De rechtbank is daarom van oordeel dat oplegging van bijzondere voorwaarden bij een voorwaardelijk jeugddetentie voldoende borging, kaders en stimulans biedt om verdachte de noodzakelijk geachte behandeling en begeleiding te laten voortzetten. Ook indien verdachte in een opwelling zijn medewerking zou stoppen, kan voortvarend worden ingegrepen door een terugmelding aan de officier van justitie en kan verdachte zo nodig worden aangehouden.
Alles afwegende acht de rechtbank een vrijheidsbenemende straf van na te noemen duur passend en geboden. De rechtbank zal echter bepalen dat deze straf vooralsnog niet ten uitvoer zal worden gelegd en zal daaraan een proeftijd verbinden van twee (2) jaren, opdat verdachte ervan wordt weerhouden zich voor het einde van die proeftijd schuldig te maken aan een strafbaar feit. Daarnaast acht de rechtbank een behandelverplichting bij De Waag, begeleiding door IFA alsook zinvolle dagbesteding in de vorm van opleiding en/of werk noodzakelijk. Voorwaarden van die strekking zullen dan ook aan de voorwaardelijke straf worden verbonden.
Nu verdachte zich schuldig heeft gemaakt aan een misdrijf dat gevaar veroorzaakt voor de onaantastbaarheid van het lichaam van personen, te weten afpersing, en gelet op de persoonlijke omstandigheden - met name de impulsiviteit van verdachte alsook zijn beïnvloedbaarheid onder angst/druk/stress – is de rechtbank van oordeel dat er ernstig rekening mee moet worden gehouden dat verdachte wederom een dergelijk misdrijf zal begaan. Daarom zal de rechtbank bevelen dat de hierna te stellen voorwaarden en het uit te oefenen toezicht, dadelijk uitvoerbaar zijn.
Tot slot ziet de rechtbank in de ernst van het feit aanleiding om tevens een taakstraf in de vorm van een werkstraf op te leggen.
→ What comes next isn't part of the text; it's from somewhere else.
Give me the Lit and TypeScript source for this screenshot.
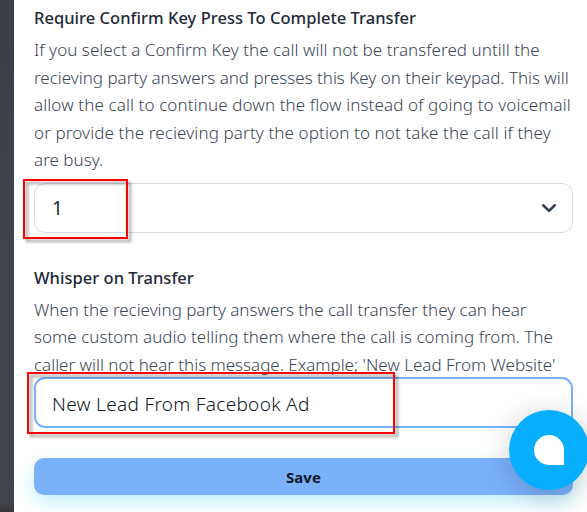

De rechtbank overweegt daartoe het van belang te vinden dat verdachte de directe gevolgen van zijn handelen ondervindt door, naast zijn hulpverleningstraject, opleiding en werk, tijd te besteden aan het verrichten van onbetaalde arbeid. De rechtbank heeft bij de hoogte van de werkstraf rekening gehouden met de intensieve hulptrajecten die verdachte de komende periode eveneens zal moeten doorlopen. Alles afwegende acht de rechtbank een werkstraf voor de duur van tachtig (80) uren op zijn plaats.